La sostenibilità è il fine, la misura è il mezzo
“Divari”, “distanze”, “percorsi” indicano grandezze che senza una misura non avrebbero senso. La misura “è il valore numerico – si legge sulla Treccani – attribuito a una grandezza, ottenuto ed espresso come rapporto tra un grandezza data e un’altra della stessa specie assunta come unità (unità di misura), e determinato con opportuni metodi o strumenti di misurazione”.
Senza la misura non esisterebbero i “divari”, le “distanze”, anche le disuguaglianze e quindi i percorsi per ridurle o annullarle nella idea del “migliore dei mondi” a cui aspirare, lavorando, nel frattempo, ad “un mondo migliore”.
Senza la misura sarebbe anche indefinito il concetto di sostenibilità e di equità intergenerazionale. O, peggio ancora, senza misurare la sostenibilità ci potremmo trovare – e ci siamo – a “compromettere la possibilità delle generazioni future di soddisfare i propri bisogni”.
Ecco, se un safety tutor in autostrada misura la velocità media riducendo il rischio di incedenti – anche per chi potrebbe esserne solo vittima – é giusto che le nuove generazioni non siano travolte dalla velocità bulimica dei padri e delle madri.
Nel 2015 – l’anno della Laudato Si’ di Papa Francesco e dell’accordo di Parigi contro i cambiamenti climatici – l’ONU ha approvato l’Agenda 2030 per lo sviluppo sostenibile definendo 17 obiettivi e 169 target verso cui andare. Quindi nel 2015 é stata fotografata una condizione – direi una “grandezza” la cui tendenza sarebbe stata insostenibile – ponendosi dei traguardi: un’altra grandezza da rendere sostenibile.
Si è misurata quindi una distanza e inevitabilmente un percorso per offrire giustizia soprattutto alla future generazioni.
Quindi, se la sostenibilità è un fine (perché in sé rappresenterebbe un mondo migliore), la misura é mezzo.
Abbiamo pensato che non sarebbero bastati i documenti, le parole e le buone intenzioni della gran parte dei Capi di Stato e di Governo che hanno sottoscritto accordi e condiviso priorità e che bisogna pensare a strumenti (mezzi) che possano guidare territori, persone, decisori pubblici ed aziende private a partecipare ad una sfida epocale.
Abbiamo pensato che all’appello accorato di Bob Kennedy all’università del Kansas nel 1968 (“il Pil non misura la felicità”) e l’importante intuizione in Italia dell’ISTAT di introdurre gli indici B.E.S. (Benessere Equo e Sostenibile) fosse necessario provare ad aggiungere qualcosa, a sperimentare ed integrare altre modalità, strumenti e dati.

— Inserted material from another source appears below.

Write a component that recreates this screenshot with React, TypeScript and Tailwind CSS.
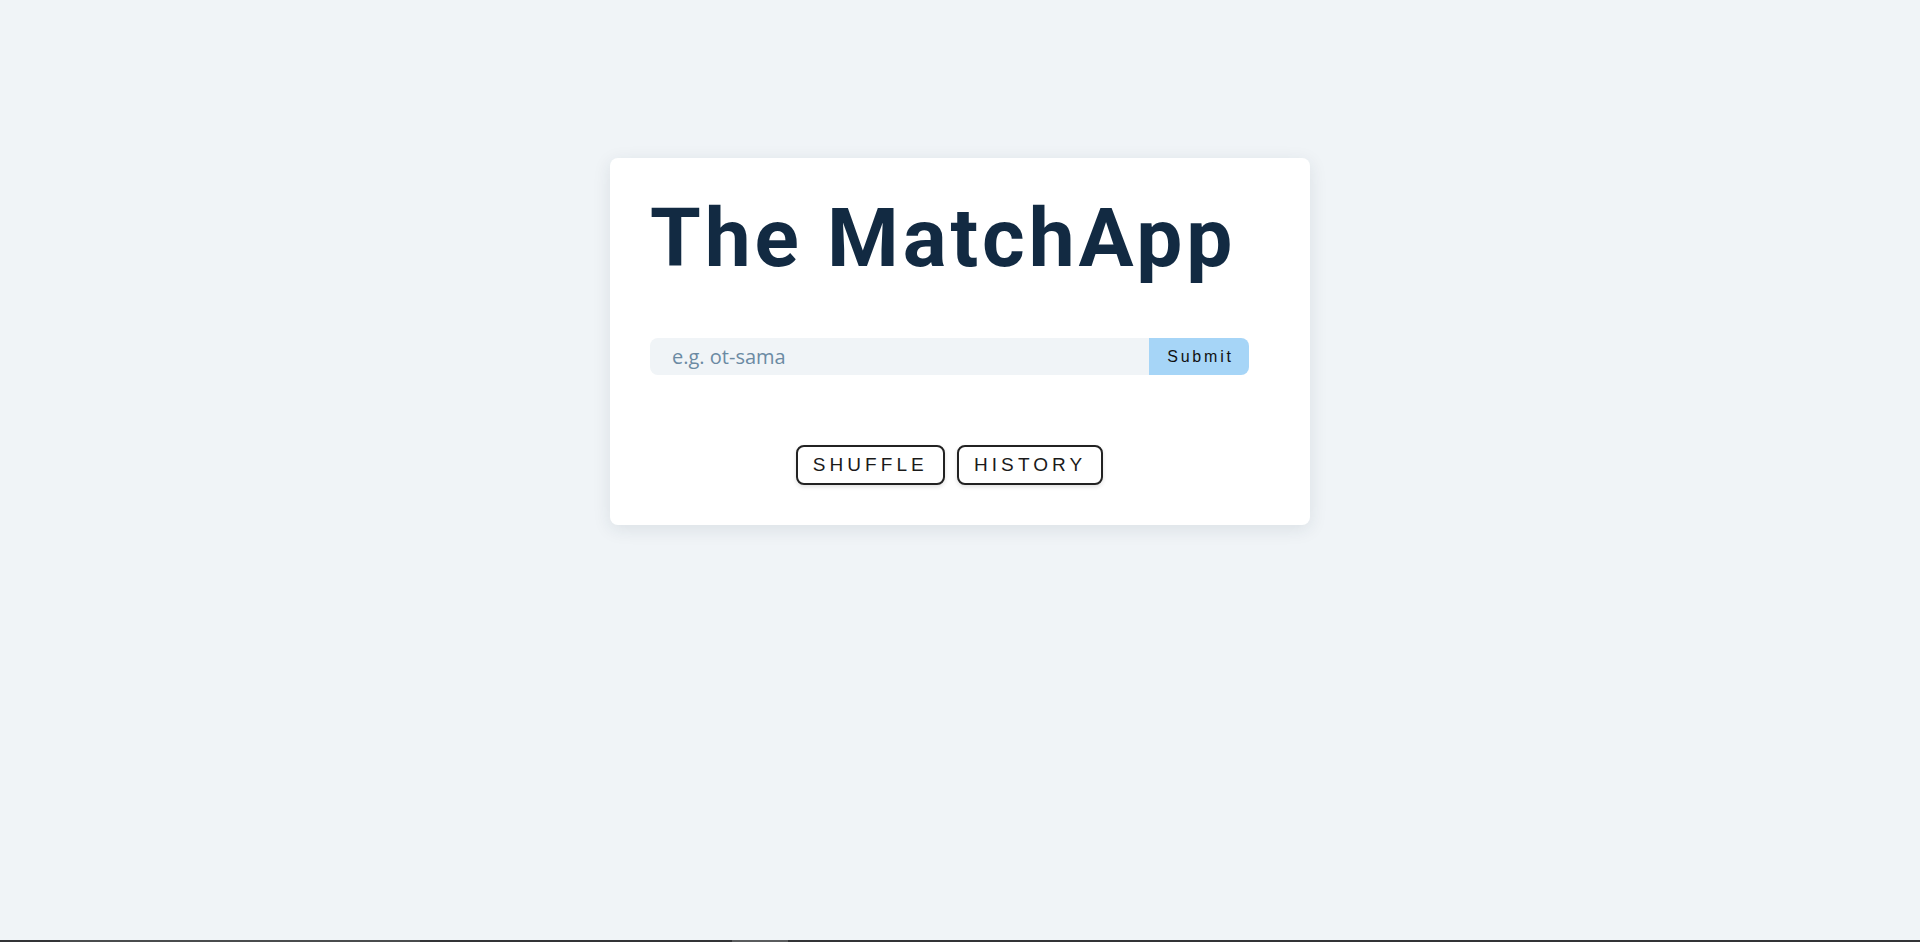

Da qui é nato, in collaborazione con The Data Appeal Company, il progetto “Goal 2030” – la combinazione di dati web e satellitari con intelligenza umana ed artificiale – (link) e il protocollo d’intesa con la Rete dei Comuni Sostenibili che nel frattempo aveva avviato una sperimentazione molto interessante su un set di 101 indicatori per misurare e, quindi, accompagnare gli enti e le comunità locali ad essere protagonisti per realizzare i 17 obiettivi e i 169 target dell’Agenda 2030 per lo sviluppo sostenibile.
Con altrettanta chiarezza é giusto dire che non si tratta di indici e misure “convenzionali” ma, senza dubbio, di una sperimentazione e di un percorso di innovazione che da una parte saranno migliorabili con la partecipazione e con il confronto e dall’altra rappresenteranno comunque un valido, originale e concreto cruscotto per i decisori pubblici e privati, e per i cittadini una possibile mappa per giudicare, e quindi scegliere, i governanti e un consumo consapevole che dia giustizia alle future generazioni. E alla vigilia di importati programmi di investimenti grazie alle risorse messe a disposizione dalla UE, questo percorso potrebbe misurare insieme alla sostenibilità la qualità della democrazia rafforzando la cittadinanza attiva.